**Your instructions:** Repeat the data below exactly, dropping any pictures it holds.

##### Source material

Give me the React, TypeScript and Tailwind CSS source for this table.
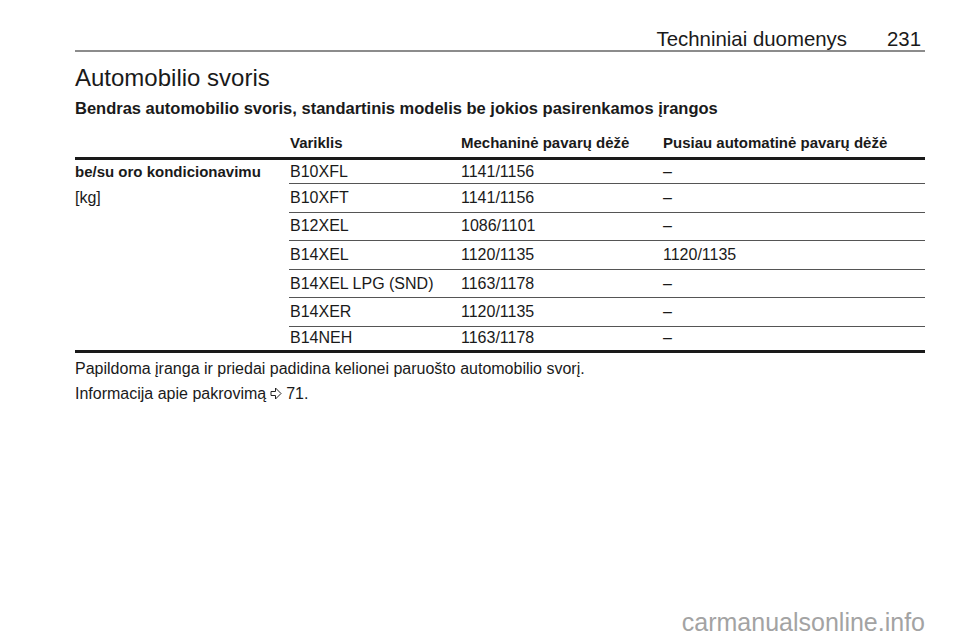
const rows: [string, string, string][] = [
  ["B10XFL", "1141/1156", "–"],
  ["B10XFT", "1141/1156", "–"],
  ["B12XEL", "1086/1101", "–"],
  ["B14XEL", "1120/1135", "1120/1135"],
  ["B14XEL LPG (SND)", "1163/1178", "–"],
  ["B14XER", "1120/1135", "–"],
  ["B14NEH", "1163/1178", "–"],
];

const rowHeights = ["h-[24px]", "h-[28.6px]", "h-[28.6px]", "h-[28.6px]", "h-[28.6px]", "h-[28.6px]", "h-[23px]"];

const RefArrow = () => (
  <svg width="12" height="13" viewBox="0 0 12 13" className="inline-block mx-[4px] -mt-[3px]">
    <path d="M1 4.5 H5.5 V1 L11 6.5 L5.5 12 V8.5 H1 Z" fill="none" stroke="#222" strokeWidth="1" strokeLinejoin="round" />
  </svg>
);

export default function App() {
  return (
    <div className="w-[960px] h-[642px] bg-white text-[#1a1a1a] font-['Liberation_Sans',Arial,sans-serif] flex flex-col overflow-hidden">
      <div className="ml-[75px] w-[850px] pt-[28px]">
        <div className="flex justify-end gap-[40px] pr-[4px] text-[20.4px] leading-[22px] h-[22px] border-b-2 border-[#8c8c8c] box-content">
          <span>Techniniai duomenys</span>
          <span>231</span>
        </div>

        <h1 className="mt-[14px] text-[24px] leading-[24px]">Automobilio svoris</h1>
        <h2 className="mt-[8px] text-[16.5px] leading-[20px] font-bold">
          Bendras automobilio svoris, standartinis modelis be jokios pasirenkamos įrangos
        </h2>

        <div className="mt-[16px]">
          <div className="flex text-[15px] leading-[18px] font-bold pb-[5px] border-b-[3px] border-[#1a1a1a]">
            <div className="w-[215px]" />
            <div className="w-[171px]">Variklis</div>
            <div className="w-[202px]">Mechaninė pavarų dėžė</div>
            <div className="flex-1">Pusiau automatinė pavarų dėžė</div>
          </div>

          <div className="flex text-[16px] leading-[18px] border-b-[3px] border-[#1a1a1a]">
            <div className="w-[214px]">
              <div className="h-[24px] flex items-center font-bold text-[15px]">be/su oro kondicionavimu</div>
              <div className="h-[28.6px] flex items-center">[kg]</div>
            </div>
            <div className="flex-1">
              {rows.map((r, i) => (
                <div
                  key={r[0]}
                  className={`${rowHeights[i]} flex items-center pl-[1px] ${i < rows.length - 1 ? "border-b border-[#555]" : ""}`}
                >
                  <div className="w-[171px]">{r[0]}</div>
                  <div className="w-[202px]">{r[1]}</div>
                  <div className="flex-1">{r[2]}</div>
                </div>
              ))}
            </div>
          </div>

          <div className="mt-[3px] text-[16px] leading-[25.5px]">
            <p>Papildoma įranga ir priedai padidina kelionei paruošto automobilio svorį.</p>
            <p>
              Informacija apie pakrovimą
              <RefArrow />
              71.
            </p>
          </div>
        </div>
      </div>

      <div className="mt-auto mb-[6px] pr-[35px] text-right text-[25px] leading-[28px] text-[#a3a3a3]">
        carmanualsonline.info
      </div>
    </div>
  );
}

##########

**Answer in full:**
Give me the React, TypeScript and Tailwind CSS source for this table.
const rows: [string, string, string][] = [
  ["B10XFL", "1141/1156", "–"],
  ["B10XFT", "1141/1156", "–"],
  ["B12XEL", "1086/1101", "–"],
  ["B14XEL", "1120/1135", "1120/1135"],
  ["B14XEL LPG (SND)", "1163/1178", "–"],
  ["B14XER", "1120/1135", "–"],
  ["B14NEH", "1163/1178", "–"],
];

const rowHeights = ["h-[24px]", "h-[28.6px]", "h-[28.6px]", "h-[28.6px]", "h-[28.6px]", "h-[28.6px]", "h-[23px]"];

const RefArrow = () => (
  <svg width="12" height="13" viewBox="0 0 12 13" className="inline-block mx-[4px] -mt-[3px]">
    <path d="M1 4.5 H5.5 V1 L11 6.5 L5.5 12 V8.5 H1 Z" fill="none" stroke="#222" strokeWidth="1" strokeLinejoin="round" />
  </svg>
);

export default function App() {
  return (
    <div className="w-[960px] h-[642px] bg-white text-[#1a1a1a] font-['Liberation_Sans',Arial,sans-serif] flex flex-col overflow-hidden">
      <div className="ml-[75px] w-[850px] pt-[28px]">
        <div className="flex justify-end gap-[40px] pr-[4px] text-[20.4px] leading-[22px] h-[22px] border-b-2 border-[#8c8c8c] box-content">
          <span>Techniniai duomenys</span>
          <span>231</span>
        </div>

        <h1 className="mt-[14px] text-[24px] leading-[24px]">Automobilio svoris</h1>
        <h2 className="mt-[8px] text-[16.5px] leading-[20px] font-bold">
          Bendras automobilio svoris, standartinis modelis be jokios pasirenkamos įrangos
        </h2>

        <div className="mt-[16px]">
          <div className="flex text-[15px] leading-[18px] font-bold pb-[5px] border-b-[3px] border-[#1a1a1a]">
            <div className="w-[215px]" />
            <div className="w-[171px]">Variklis</div>
            <div className="w-[202px]">Mechaninė pavarų dėžė</div>
            <div className="flex-1">Pusiau automatinė pavarų dėžė</div>
          </div>

          <div className="flex text-[16px] leading-[18px] border-b-[3px] border-[#1a1a1a]">
            <div className="w-[214px]">
              <div className="h-[24px] flex items-center font-bold text-[15px]">be/su oro kondicionavimu</div>
              <div className="h-[28.6px] flex items-center">[kg]</div>
            </div>
            <div className="flex-1">
              {rows.map((r, i) => (
                <div
                  key={r[0]}
                  className={`${rowHeights[i]} flex items-center pl-[1px] ${i < rows.length - 1 ? "border-b border-[#555]" : ""}`}
                >
                  <div className="w-[171px]">{r[0]}</div>
                  <div className="w-[202px]">{r[1]}</div>
                  <div className="flex-1">{r[2]}</div>
                </div>
              ))}
            </div>
          </div>

          <div className="mt-[3px] text-[16px] leading-[25.5px]">
            <p>Papildoma įranga ir priedai padidina kelionei paruošto automobilio svorį.</p>
            <p>
              Informacija apie pakrovimą
              <RefArrow />
              71.
            </p>
          </div>
        </div>
      </div>

      <div className="mt-auto mb-[6px] pr-[35px] text-right text-[25px] leading-[28px] text-[#a3a3a3]">
        carmanualsonline.info
      </div>
    </div>
  );
}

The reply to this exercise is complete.